Some call this dangerous. Others call it inevitable. From Musk’s perspective, it’s not about ideology—it’s about architecture. Every node that can operate independently from terrestrial systems is a node that can participate in the next layer of civilization. And in that model, data is not just information. It’s life support. Machines talk to machines, and Starlink is how they keep talking when the ground goes dark.
And that’s the real divergence. Starlink isn’t competing with Comcast or AT&T. It’s competing with failure. With collapsed systems. With places where cables are burned, towers are bombed, governments collapse, and borders redraw. In those places, Starlink doesn’t just outperform—it outlasts.
Look closely at where it's expanding fastest: Sub-Saharan Africa. Remote parts of Brazil. War-torn zones.
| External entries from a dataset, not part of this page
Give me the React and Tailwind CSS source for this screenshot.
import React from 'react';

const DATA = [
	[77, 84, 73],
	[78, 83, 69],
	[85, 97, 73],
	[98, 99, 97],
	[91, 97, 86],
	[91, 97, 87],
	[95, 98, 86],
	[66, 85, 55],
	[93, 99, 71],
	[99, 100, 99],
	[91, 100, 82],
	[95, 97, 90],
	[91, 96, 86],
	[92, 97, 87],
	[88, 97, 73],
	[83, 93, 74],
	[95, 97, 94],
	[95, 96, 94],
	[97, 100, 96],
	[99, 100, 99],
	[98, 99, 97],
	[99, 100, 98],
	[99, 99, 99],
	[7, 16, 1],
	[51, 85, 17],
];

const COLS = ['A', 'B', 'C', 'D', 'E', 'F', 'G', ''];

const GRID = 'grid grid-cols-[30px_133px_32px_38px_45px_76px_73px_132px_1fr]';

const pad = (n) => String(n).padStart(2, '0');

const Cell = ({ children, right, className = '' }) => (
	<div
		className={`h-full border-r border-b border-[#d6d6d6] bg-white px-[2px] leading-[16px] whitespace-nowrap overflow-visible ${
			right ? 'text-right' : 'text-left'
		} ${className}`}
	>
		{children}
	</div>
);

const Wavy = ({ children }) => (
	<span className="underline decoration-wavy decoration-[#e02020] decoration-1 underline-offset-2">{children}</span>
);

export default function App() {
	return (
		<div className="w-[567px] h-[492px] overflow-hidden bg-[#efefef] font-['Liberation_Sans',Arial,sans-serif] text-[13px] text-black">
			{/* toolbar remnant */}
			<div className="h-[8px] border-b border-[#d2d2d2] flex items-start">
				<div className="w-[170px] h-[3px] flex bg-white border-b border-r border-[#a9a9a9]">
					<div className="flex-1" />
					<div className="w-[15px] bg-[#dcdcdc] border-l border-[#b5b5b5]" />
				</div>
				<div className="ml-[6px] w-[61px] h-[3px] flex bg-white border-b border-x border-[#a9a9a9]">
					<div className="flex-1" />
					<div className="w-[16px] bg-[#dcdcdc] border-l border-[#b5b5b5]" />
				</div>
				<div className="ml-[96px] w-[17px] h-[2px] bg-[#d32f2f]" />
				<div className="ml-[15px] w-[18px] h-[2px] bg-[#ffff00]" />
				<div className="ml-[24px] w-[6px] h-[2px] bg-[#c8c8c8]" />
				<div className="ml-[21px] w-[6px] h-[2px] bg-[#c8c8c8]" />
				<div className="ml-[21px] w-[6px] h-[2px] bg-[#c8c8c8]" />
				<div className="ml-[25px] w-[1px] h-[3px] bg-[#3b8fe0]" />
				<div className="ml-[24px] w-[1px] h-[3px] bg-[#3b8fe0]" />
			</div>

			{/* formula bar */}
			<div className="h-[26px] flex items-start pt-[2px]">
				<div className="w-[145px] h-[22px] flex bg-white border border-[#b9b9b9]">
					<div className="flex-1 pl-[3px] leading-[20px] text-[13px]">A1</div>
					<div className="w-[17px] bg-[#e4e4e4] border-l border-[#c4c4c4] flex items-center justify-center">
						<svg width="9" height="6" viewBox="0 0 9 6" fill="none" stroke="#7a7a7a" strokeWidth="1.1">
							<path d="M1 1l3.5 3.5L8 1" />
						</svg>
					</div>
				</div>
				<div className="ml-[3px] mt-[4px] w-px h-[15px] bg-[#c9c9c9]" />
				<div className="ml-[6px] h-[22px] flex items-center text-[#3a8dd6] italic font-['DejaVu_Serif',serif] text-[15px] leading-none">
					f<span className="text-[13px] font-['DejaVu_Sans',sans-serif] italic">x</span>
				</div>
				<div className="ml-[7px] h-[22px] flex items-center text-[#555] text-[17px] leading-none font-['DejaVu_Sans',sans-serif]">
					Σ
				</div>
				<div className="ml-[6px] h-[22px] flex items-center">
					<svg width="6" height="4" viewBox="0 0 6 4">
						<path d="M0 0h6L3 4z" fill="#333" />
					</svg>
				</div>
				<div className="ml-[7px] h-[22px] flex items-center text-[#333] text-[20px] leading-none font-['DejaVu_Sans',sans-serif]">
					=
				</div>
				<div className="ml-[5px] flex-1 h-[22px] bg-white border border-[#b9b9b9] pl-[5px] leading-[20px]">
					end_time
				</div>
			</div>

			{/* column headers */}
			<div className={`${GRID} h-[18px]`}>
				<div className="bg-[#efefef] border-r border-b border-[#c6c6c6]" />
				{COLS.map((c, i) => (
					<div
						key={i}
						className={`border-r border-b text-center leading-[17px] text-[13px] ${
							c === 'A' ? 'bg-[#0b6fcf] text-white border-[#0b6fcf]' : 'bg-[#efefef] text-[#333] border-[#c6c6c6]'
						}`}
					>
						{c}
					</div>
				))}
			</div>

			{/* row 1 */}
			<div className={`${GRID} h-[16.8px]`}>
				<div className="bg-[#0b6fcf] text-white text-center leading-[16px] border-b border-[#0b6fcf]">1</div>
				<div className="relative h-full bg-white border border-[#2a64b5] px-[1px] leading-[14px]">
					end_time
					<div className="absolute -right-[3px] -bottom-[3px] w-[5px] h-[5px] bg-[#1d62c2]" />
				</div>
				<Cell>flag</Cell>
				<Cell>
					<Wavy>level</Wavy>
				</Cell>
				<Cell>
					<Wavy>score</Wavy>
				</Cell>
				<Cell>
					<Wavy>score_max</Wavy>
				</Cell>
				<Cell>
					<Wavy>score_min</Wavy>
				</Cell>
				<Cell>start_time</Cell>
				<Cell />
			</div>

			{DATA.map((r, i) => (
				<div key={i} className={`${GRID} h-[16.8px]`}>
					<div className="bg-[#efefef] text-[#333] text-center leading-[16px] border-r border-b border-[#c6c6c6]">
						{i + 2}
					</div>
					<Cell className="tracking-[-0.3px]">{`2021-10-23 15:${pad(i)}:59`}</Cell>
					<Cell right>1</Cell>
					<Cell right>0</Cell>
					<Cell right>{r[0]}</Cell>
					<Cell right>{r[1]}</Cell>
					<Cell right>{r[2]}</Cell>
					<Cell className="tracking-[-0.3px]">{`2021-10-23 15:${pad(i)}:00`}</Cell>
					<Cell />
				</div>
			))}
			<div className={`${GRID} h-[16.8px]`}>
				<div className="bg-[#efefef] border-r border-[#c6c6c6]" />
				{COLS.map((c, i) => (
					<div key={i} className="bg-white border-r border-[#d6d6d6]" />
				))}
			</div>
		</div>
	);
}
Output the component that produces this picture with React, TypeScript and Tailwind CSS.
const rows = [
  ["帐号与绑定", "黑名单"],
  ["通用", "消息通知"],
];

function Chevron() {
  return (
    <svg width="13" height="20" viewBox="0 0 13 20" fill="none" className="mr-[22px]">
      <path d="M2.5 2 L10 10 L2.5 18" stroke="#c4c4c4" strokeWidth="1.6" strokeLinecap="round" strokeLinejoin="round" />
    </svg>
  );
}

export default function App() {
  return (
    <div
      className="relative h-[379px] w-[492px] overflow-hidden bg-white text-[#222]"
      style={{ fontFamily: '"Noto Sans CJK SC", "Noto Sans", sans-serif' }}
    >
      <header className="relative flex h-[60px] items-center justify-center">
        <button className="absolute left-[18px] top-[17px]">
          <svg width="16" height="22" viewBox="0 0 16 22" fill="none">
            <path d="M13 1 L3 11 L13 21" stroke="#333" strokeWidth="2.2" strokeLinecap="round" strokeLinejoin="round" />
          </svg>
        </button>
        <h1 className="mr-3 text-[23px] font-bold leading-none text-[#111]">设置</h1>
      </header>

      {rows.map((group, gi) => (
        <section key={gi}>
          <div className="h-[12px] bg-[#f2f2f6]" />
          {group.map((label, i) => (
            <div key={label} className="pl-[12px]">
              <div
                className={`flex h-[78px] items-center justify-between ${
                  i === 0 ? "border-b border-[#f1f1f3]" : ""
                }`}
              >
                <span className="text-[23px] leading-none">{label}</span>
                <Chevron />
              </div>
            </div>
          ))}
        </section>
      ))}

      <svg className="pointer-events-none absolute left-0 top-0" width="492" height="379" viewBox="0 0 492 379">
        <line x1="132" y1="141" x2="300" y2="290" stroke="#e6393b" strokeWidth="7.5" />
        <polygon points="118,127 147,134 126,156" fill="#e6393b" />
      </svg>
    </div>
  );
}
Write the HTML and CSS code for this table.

Arctic science stations. Off-grid homesteads. Disaster areas. These are not profitable customers. They are proof points. Starlink is not chasing margins—it's chasing ubiquity. And ubiquity matters when you’re laying the groundwork for a machine-led civilization. Autonomous machines need a medium. They don’t speak airwaves or radio chatter. They need tight timing, decentralized fallback, and consistent confirmation. That’s what Starlink provides: a universal protocol. It is to machines what language is to humans—an operating layer for understanding.
The implications stretch even further. Imagine Optimus units building a lunar outpost. A sensor array detects a system fault. That signal travels to a Starlink node orbiting the Moon, bounces to a Martian satellite, relays back to Earth, and returns updated commands—all in under a minute. That’s not a hypothetical. That’s a function of orbital latency, laser link speed, and mesh routing.
Starlink wasn’t built for your Netflix habit. It was built to allow distributed intelligence to act as one, across the solar system. And because it’s built on commercial hardware, it scales fast. Governments would take decades to design and deploy such a system. Musk did it in five years—launching with his own rockets, upgrading firmware on the fly, and iterating faster than policy could keep up. The Pentagon is now studying Starlink not just as a contractor—but as a model.
That’s where this becomes existential. For the first time, communications supremacy is not held by a nation. It’s held by a man. A man with a rocket factory, a satellite factory, a robotics division, and a neural interface in development. When the world runs on machines, and machines run on data, and one person owns the best data pipe in the universe—you are no longer dealing with a telecom company. You are dealing with an empire.